Wolfert's second book, Mediterranean Cooking, was notorious for not having a chapter devoted to main courses, even though that's all the average American cook can be induced to make. In her third book, The Cooking of Southwest France, you really can't get all that far unless you put up substantial quantities of goose or duck confit, a basic building block ingredient that is used in many other recipes. This requires going through 14 detailed steps over two and a half days, and the end result contains four cups of rendered goose fat per three quarts of confit--and Wolfert brags that her confit recipe represents "a reasonable compromise with our less leisurely household rhythms." When The Cooking of the Eastern Mediterranean was published in 1994, Dean & DeLuca, the New York emporium, sold a special Wolfert ingredient package to make life a little easier for people who might not be able immediately to lay their hands on Aleppo pepper, fenugreek, marigold petals, pomegranate molasses, and other Georgian, Syrian, and Greek stock items that the book requires.
Imagine the suits at Wolfert's publishing house calling her in and pleading with her: "Please, Paula, do diet! Do bistro! Do California! Do 30-minute!" But probably they know not to waste their breath. For the fall of 1998, Wolfert has a new entry demonstrating that her resolve not to go mainstream remains granitic. It's called Mediterranean Grains and Greens.
Wolfert makes most of her usual moves here. She displays a Faulknerian conviction that the same seemingly narrow band of material (Mediterranean countryside cooking) can be returned to again and again and will keep yielding new riches. Don't expect her to abandon her Yoknapatawpha County in the future, either: "I've come to understand how meagerly I've scratched the surface, how much more exploration remains to be done," she writes in the introduction to this, her sixth book on essentially the same subject. She retains her faith in obscure ingredients (some of which she advises us just to grow, because there isn't any place to buy them) and in labor-intensive cooking methods. Wolfert wrote a whole cookbook about Morocco in which the premise was that you were allowed to buy couscous in boxes at the grocery store--though you weren't allowed to use the instant recipe on the box and had to substitute a four step, 90 minute cooking process. Now, having thought it over, she'd really prefer you make your own couscous at home from semolina, "which is easy and fun."

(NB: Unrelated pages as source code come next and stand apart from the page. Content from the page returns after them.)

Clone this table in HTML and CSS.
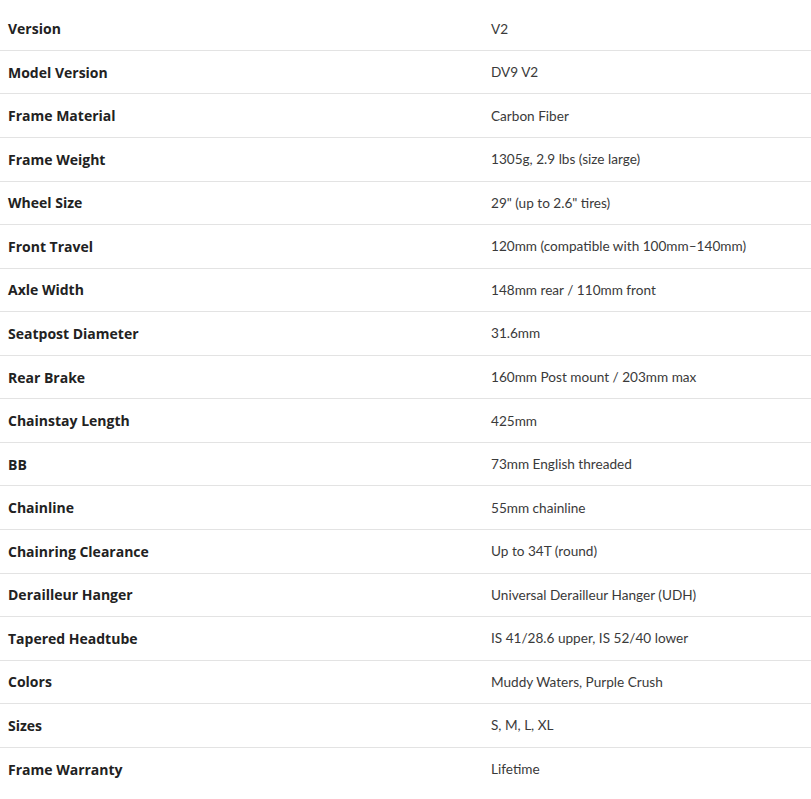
FILE: index.html
```html
<!DOCTYPE html>
<html>
<head>
<meta charset="utf-8">
<link rel="stylesheet" href="styles.css">
</head>
<body>
<div class="specs">
  <div class="row"><div class="label">Version</div><div class="value">V2</div></div>
  <div class="row"><div class="label">Model Version</div><div class="value">DV9 V2</div></div>
  <div class="row"><div class="label">Frame Material</div><div class="value">Carbon Fiber</div></div>
  <div class="row"><div class="label">Frame Weight</div><div class="value">1305g, 2.9 lbs (size large)</div></div>
  <div class="row"><div class="label">Wheel Size</div><div class="value">29" (up to 2.6" tires)</div></div>
  <div class="row"><div class="label">Front Travel</div><div class="value">120mm (compatible with 100mm–140mm)</div></div>
  <div class="row"><div class="label">Axle Width</div><div class="value">148mm rear / 110mm front</div></div>
  <div class="row"><div class="label">Seatpost Diameter</div><div class="value">31.6mm</div></div>
  <div class="row"><div class="label">Rear Brake</div><div class="value">160mm Post mount / 203mm max</div></div>
  <div class="row"><div class="label">Chainstay Length</div><div class="value">425mm</div></div>
  <div class="row"><div class="label">BB</div><div class="value">73mm English threaded</div></div>
  <div class="row"><div class="label">Chainline</div><div class="value">55mm chainline</div></div>
  <div class="row"><div class="label">Chainring Clearance</div><div class="value">Up to 34T (round)</div></div>
  <div class="row"><div class="label">Derailleur Hanger</div><div class="value">Universal Derailleur Hanger (UDH)</div></div>
  <div class="row"><div class="label">Tapered Headtube</div><div class="value">IS 41/28.6 upper, IS 52/40 lower</div></div>
  <div class="row"><div class="label">Colors</div><div class="value">Muddy Waters, Purple Crush</div></div>
  <div class="row"><div class="label">Sizes</div><div class="value">S, M, L, XL</div></div>
  <div class="row last"><div class="label">Frame Warranty</div><div class="value">Lifetime</div></div>
</div>
</body>
</html>
```
FILE: styles.css
```css
html, body {
  margin: 0;
  padding: 0;
  background: #fff;
}
body {
  font-family: "Lato", "Liberation Sans", sans-serif;
  font-size: 14px;
  padding-top: 7.4px;
}
.specs {
  display: flex;
  flex-direction: column;
}
.row {
  display: grid;
  grid-template-columns: 483px 1fr;
  height: 43.56px;
  box-sizing: border-box;
  border-bottom: 1px solid #e3e3e3;
  align-items: center;
}
.row.last {
  border-bottom: none;
}
.label {
  padding-left: 8px;
  font-family: "Open Sans", "Lato", sans-serif;
  font-weight: 700;
  font-size: 14px;
  color: #222;
}
.value {
  padding-left: 8px;
  font-size: 13.6px;
  color: #3a3a3a;
}
```
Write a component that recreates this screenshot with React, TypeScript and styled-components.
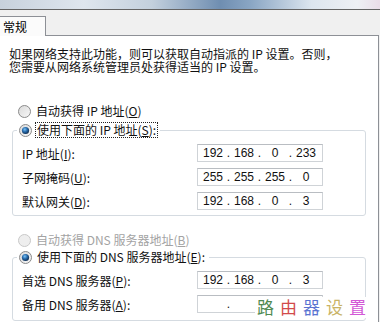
import React from "react";
import styled, { createGlobalStyle } from "styled-components";

const GlobalStyle = createGlobalStyle`
  html, body {
    margin: 0;
    padding: 0;
    background: #f0f0f0;
  }
  body {
    font-family: "Noto Sans CJK SC", "Liberation Sans", sans-serif;
    font-size: 12px;
    color: #111;
  }
`;

interface RadioProps {
  checked?: boolean;
  disabled?: boolean;
}

const RadioIcon = ({ checked, disabled }: RadioProps) => (
  <svg width="13" height="13" viewBox="0 0 13 13">
    <defs>
      <linearGradient id="rbg" x1="0" y1="0" x2="1" y2="1">
        <stop offset="0" stopColor="#d9d9d9" />
        <stop offset="1" stopColor="#f8f8f8" />
      </linearGradient>
      <radialGradient id="rdot" cx="0.4" cy="0.35" r="0.7">
        <stop offset="0" stopColor="#7cc3f5" />
        <stop offset="0.45" stopColor="#2a6fb0" />
        <stop offset="1" stopColor="#0b2444" />
      </radialGradient>
    </defs>
    <circle
      cx="6.5"
      cy="6.5"
      r="6"
      fill={disabled ? "#eeeeee" : "url(#rbg)"}
      stroke={disabled ? "#c8c8c8" : "#8a8a8a"}
    />
    {checked && <circle cx="6.5" cy="6.5" r="3.6" fill="url(#rdot)" />}
  </svg>
);

interface RadioOptionProps extends RadioProps {
  children: React.ReactNode;
  focused?: boolean;
}

const RadioOption = ({ checked, disabled, focused, children }: RadioOptionProps) => (
  <RadioLine $disabled={disabled}>
    <RadioIcon checked={checked} disabled={disabled} />
    <RadioText $focused={focused}>{children}</RadioText>
  </RadioLine>
);

const IpField = ({ values }: { values: string[] }) => (
  <IpBox>
    {values.map((v, i) => (
      <React.Fragment key={`oct-${i}`}>
        {i > 0 && <IpDot>.</IpDot>}
        <Octet>{v}</Octet>
      </React.Fragment>
    ))}
  </IpBox>
);

const Key = ({ k }: { k: string }) => (
  <>
    (<u>{k}</u>)
  </>
);

const ipRows = [
  { label: "IP 地址", key: "I", values: ["192", "168", "0", "233"] },
  { label: "子网掩码", key: "U", values: ["255", "255", "255", "0"] },
  { label: "默认网关", key: "D", values: ["192", "168", "0", "3"] },
];

const dnsRows = [
  { label: "首选 DNS 服务器", key: "P", values: ["192", "168", "0", "3"] },
  { label: "备用 DNS 服务器", key: "A", values: ["", "", "", ""] },
];

const markChars = [
  { ch: "路", color: "#4f8a52" },
  { ch: "由", color: "#d24a4a" },
  { ch: "器", color: "#5a74d2" },
  { ch: "设", color: "#c9b365" },
  { ch: "置", color: "#d358d6" },
];

export default function App() {
  return (
    <Window>
      <GlobalStyle />
      <TitleStrip />
      <TabBar>
        <Tab>常规</Tab>
        <TabFill />
      </TabBar>
      <Panel>
        <Intro>
          如果网络支持此功能，则可以获取自动指派的 IP 设置。否则，
          <br />
          您需要从网络系统管理员处获得适当的 IP 设置。
        </Intro>

        <AutoRow>
          <RadioOption>
            自动获得 IP 地址<Key k="O" />
          </RadioOption>
        </AutoRow>

        <Group>
          <Legend>
            <RadioOption checked focused>
              使用下面的 IP 地址<Key k="S" />:
            </RadioOption>
          </Legend>
          {ipRows.map((r) => (
            <FieldRow key={r.key}>
              <FieldLabel>
                {r.label}
                <Key k={r.key} />:
              </FieldLabel>
              <IpField values={r.values} />
            </FieldRow>
          ))}
        </Group>

        <AutoRow $dns>
          <RadioOption disabled>
            自动获得 DNS 服务器地址<Key k="B" />
          </RadioOption>
        </AutoRow>

        <Group $dns>
          <Legend>
            <RadioOption checked>
              使用下面的 DNS 服务器地址<Key k="E" />:
            </RadioOption>
          </Legend>
          {dnsRows.map((r) => (
            <FieldRow key={r.key}>
              <FieldLabel>
                {r.label}
                <Key k={r.key} />:
              </FieldLabel>
              <IpField values={r.values} />
            </FieldRow>
          ))}
        </Group>

        <Watermark>
          {markChars.map((m) => (
            <MarkChar key={m.ch} $color={m.color}>
              {m.ch}
            </MarkChar>
          ))}
        </Watermark>
      </Panel>
    </Window>
  );
}

const Window = styled.div`
  width: 380px;
  height: 322px;
  overflow: hidden;
  background: #f0f0f0;
  display: flex;
  flex-direction: column;
`;

const TitleStrip = styled.div`
  height: 9px;
  flex-shrink: 0;
  border-bottom: 1px solid #646464;
  background: linear-gradient(
    90deg,
    #c7d1dc 0%,
    #dfe6ee 22%,
    #c3d0dd 40%,
    #6f8eb1 58%,
    #8aa6c4 66%,
    #dde6ef 82%,
    #eef0f4 94%,
    #eadde8 100%
  );
`;

const TabBar = styled.div`
  height: 26px;
  flex-shrink: 0;
  display: flex;
  align-items: flex-end;
  width: 379px;
`;

const Tab = styled.div`
  width: 46px;
  height: 20px;
  box-sizing: border-box;
  background: #fbfbfb;
  border-top: 1px solid #8d9096;
  border-right: 1px solid #8d9096;
  padding: 2px 0 0 3px;
  font-size: 12px;
  line-height: 15px;
  color: #000;
`;

const TabFill = styled.div`
  flex: 1;
  align-self: stretch;
  border-bottom: 1px solid #8d9096;
`;

const Panel = styled.div`
  position: relative;
  flex: 1;
  width: 379px;
  box-sizing: border-box;
  background: #fff;
  border-right: 1px solid #8d9096;
  display: flex;
  flex-direction: column;
`;

const Intro = styled.div`
  margin: 11px 0 0 9px;
  font-size: 12px;
  line-height: 13px;
  white-space: nowrap;
  color: #111;
`;

const AutoRow = styled.div<{ $dns?: boolean }>`
  margin: ${(p) => (p.$dns ? "16px" : "30px")} 0 ${(p) => (p.$dns ? "1px" : "3px")} 18px;
`;

const RadioLine = styled.div<{ $disabled?: boolean }>`
  display: flex;
  align-items: center;
  gap: 3px;
  height: 16px;
  font-size: 12px;
  line-height: 14px;
  white-space: nowrap;
  color: ${(p) => (p.$disabled ? "#a3a3a3" : "#111")};
  svg {
    flex-shrink: 0;
  }
`;

const RadioText = styled.span<{ $focused?: boolean }>`
  padding: 0 1px;
  border: 1px dotted ${(p) => (p.$focused ? "#222" : "transparent")};
`;

const Group = styled.fieldset<{ $dns?: boolean }>`
  margin: 0 12px 0 12px;
  padding: 6px 0 ${(p) => (p.$dns ? "7px" : "5px")} 0;
  border: 1px solid #d5dbe1;
  border-radius: 3px;
  display: flex;
  flex-direction: column;
  gap: 6px;
  min-width: 0;
`;

const Legend = styled.legend`
  margin-left: 4px;
  padding: 0 2px;
`;

const FieldRow = styled.div`
  display: flex;
  align-items: center;
  padding-left: 9px;
  height: 18px;
`;

const FieldLabel = styled.div`
  width: 175px;
  flex-shrink: 0;
  font-size: 12px;
  white-space: nowrap;
  color: #111;
`;

const IpBox = styled.div`
  width: 126px;
  height: 18px;
  box-sizing: border-box;
  border: 1px solid #cfd3d7;
  border-top-color: #b9bdc2;
  display: flex;
  align-items: center;
  padding-left: 3px;
  font-family: "Liberation Sans", "DejaVu Sans", sans-serif;
  font-size: 12px;
  color: #111;
`;

const Octet = styled.span`
  width: 24px;
  text-align: center;
`;

const IpDot = styled.span`
  width: 7px;
  text-align: center;
`;

const Watermark = styled.div`
  position: absolute;
  left: 255px;
  top: 261px;
  padding: 0 2px 2px 2px;
  background: #fff;
  display: flex;
  gap: 6px;
  font-family: "Noto Sans CJK SC", sans-serif;
  font-size: 17px;
  line-height: 19px;
`;

const MarkChar = styled.span<{ $color: string }>`
  color: ${(p) => p.$color};
`;
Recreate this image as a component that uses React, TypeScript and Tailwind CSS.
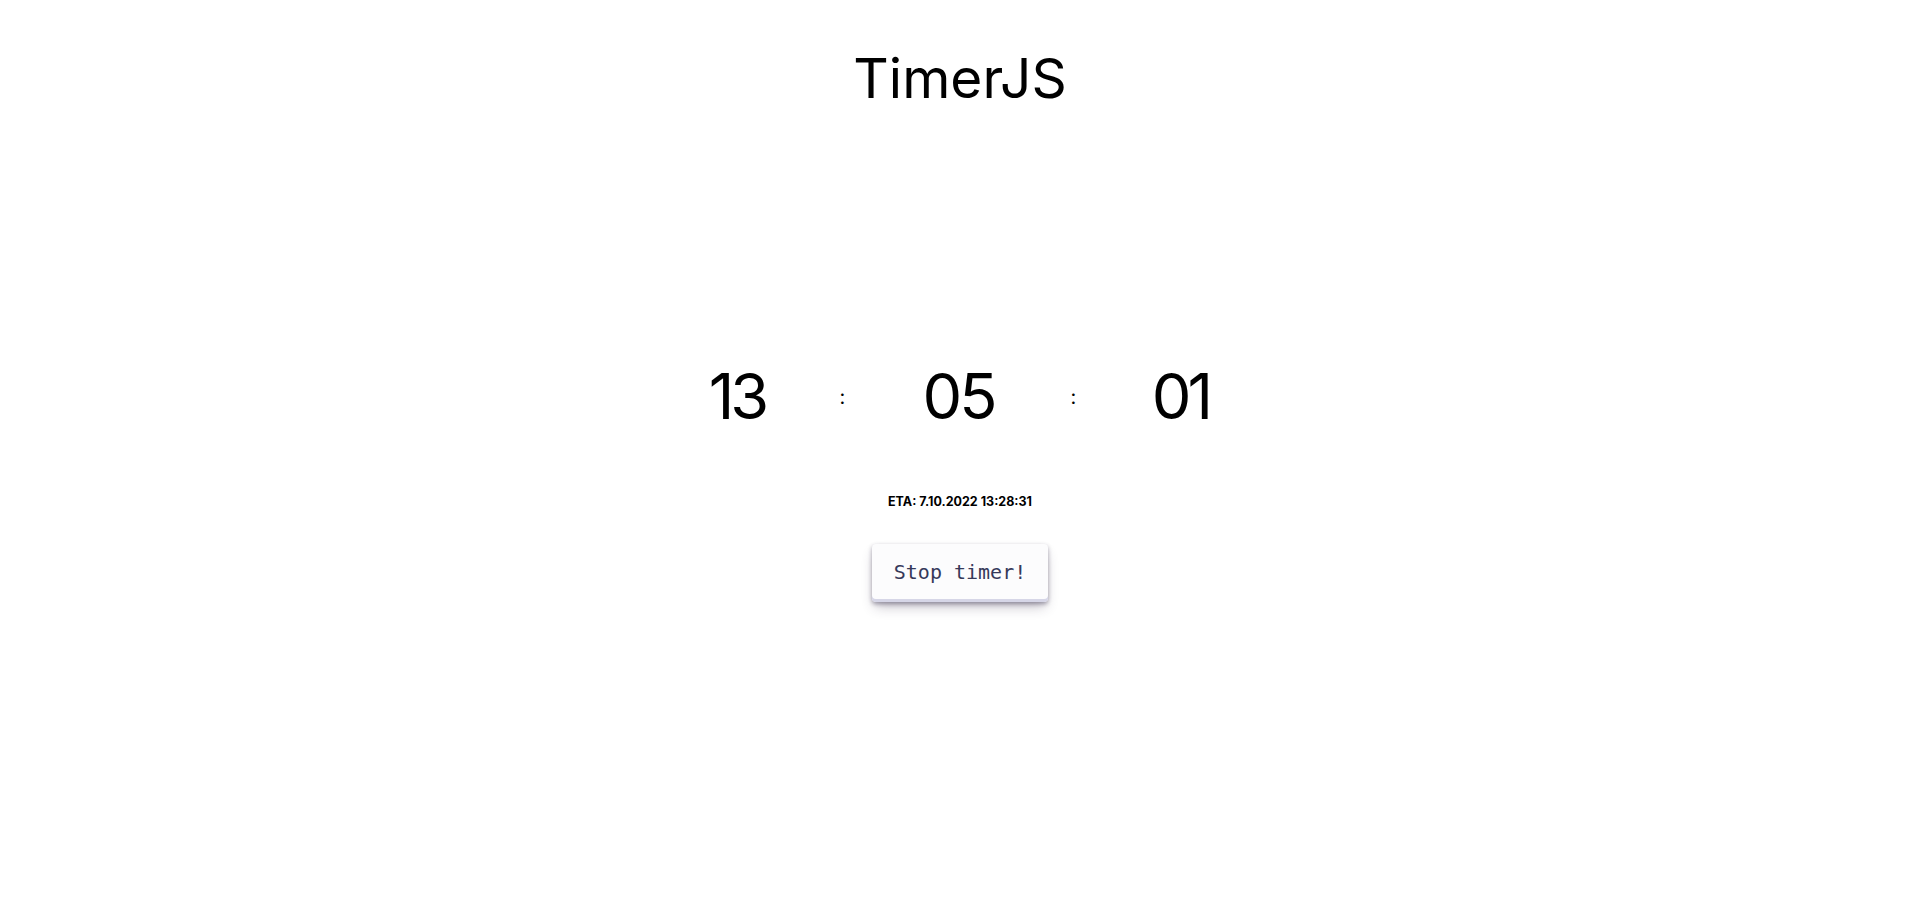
export default function App() {
    return (
        <div className="min-h-[922px] w-full bg-white text-black" style={{ fontFamily: "Inter, 'Noto Sans', sans-serif" }}>
            <div className="flex flex-col items-center">

                {/* Title */}
                <h1 className="pt-[51px] text-[55px] leading-none font-normal">TimerJS</h1>

                {/* Countdown */}
                <div className="mt-[259px] grid grid-cols-[100px_111px_121px_109px_105px] items-center">
                    <div className="text-center text-[63px] leading-none tracking-[-4px]">13</div>
                    <div className="text-center text-[20px] leading-none">:</div>
                    <div className="text-center text-[63px] leading-none tracking-[-3px]">05</div>
                    <div className="text-center text-[20px] leading-none">:</div>
                    <div className="text-center text-[63px] leading-none tracking-[-4px]">01</div>
                </div>

                {/* ETA */}
                <p className="mt-[68px] text-[12.5px] leading-none font-bold">ETA: 7.10.2022 13:28:31</p>

                {/* Stop button */}
                <button
                    className="mt-[35px] h-[58px] px-[22px] pb-[2px] rounded-[4px] bg-[#FCFCFD] text-[#36395A] text-[20px] leading-none [box-shadow:rgba(45,35,66,0.4)_0_2px_4px,rgba(45,35,66,0.3)_0_7px_13px_-3px,#D6D6E7_0_-3px_0_inset]"
                    style={{ fontFamily: "'DejaVu Sans Mono', monospace" }}
                >
                    Stop timer!
                </button>
            </div>
        </div>
    )
}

If I haven't already made it clear, Wolfert's obsessiveness isn't unappealing. Every amateur cook, indeed every hobbyist, has a secret impulse, kept carefully in check, just to go all the way with the thing and descend into complete mania. Wolfert offers the thrill of watching somebody else do what you'd like to but can't let yourself. Actually to cook from her books without going on a leave of absence from work, though, requires adapting her recipes and selectively ignoring her advice, even though to do so is guilt inducing. She wants you to use Carnaroli rice, which is readily available by mail order, but I used Arborio rice from my local supermarket--there, I've admitted it! At least it wasn't Uncle Ben's.
Do you know how, when you go to the vegetable stand or the supermarket, there's a section you usually ignore that is devoted to mounds of cheap, unwieldy looking greens such as kale, chard, broccoli rabe, chicory, collard, and dandelion? Well, after you buy Mediterranean Grains and Greens you won't be ignoring them anymore. Most of the recipes involve some blend of these with a grain--rice or bulgur or bread or couscous or pasta--and some earthy variety of meat or fish. Although Wolfert is quick to inform us that many of the greatest greens of the Mediterranean are simply unobtainable anywhere else, and although many of her recipes call for greens that are hard to find, such as sorrel and purslane, if you're willing to substitute (forgive me, Paula) this is one of Wolfert's most accessible works.
It turns out that greens only look forbidding but are quite easy to handle--you just wash them and wilt them in a pot and a green haystack suddenly becomes a manageable couple of handfuls. It also turns out that their strong flavor mellows and creeps interestingly into other ingredients during cooking, and that their bitterness permits the use of a whole range of sweet ingredients, such as fruit, that would otherwise be cloying, and that each of those greens you've never tried has a unique, appealing flavor. The sense-memories that linger after a week of cooking from Mediterranean Grains and Greens are of an intensity, a range, and an unusualness of flavor that you just don't get from more conventional cookbooks. Try the squid smothered in greens with raisins, or the pork-and-artichoke meatloaf wrapped in cabbage leaves, both relatively easy to make, and you'll see what I mean. The ratio of Wolfert advantages (daring, refusal to compromise, authenticity, unconventionality) to Wolfert disadvantages (her tendency to induce an overwhelming feeling of "why bother?") is as high here as it has ever been.
It is the unfair fate of foodies (and even more so of winies) to have their preoccupation with the minutiae of their field taken for snobbery. Somehow when baseball fans invent arcane new statistics and bridge players fly all over the country to tournaments it's endearing, but the same slightly out of control search for the new comes across as motivated by an unsavory need to impress others when it involves eating. A cynic might take Wolfert, and Wolfert fans like me, for revese snobs, down-homing to mask the fundamental one-upmanship. But this would be vile calumny. Wolfert is merely a perfectionist and a visionary, and such people should be our heroes.
Nicholas Lemann is national correspondent for the Atlantic Monthly.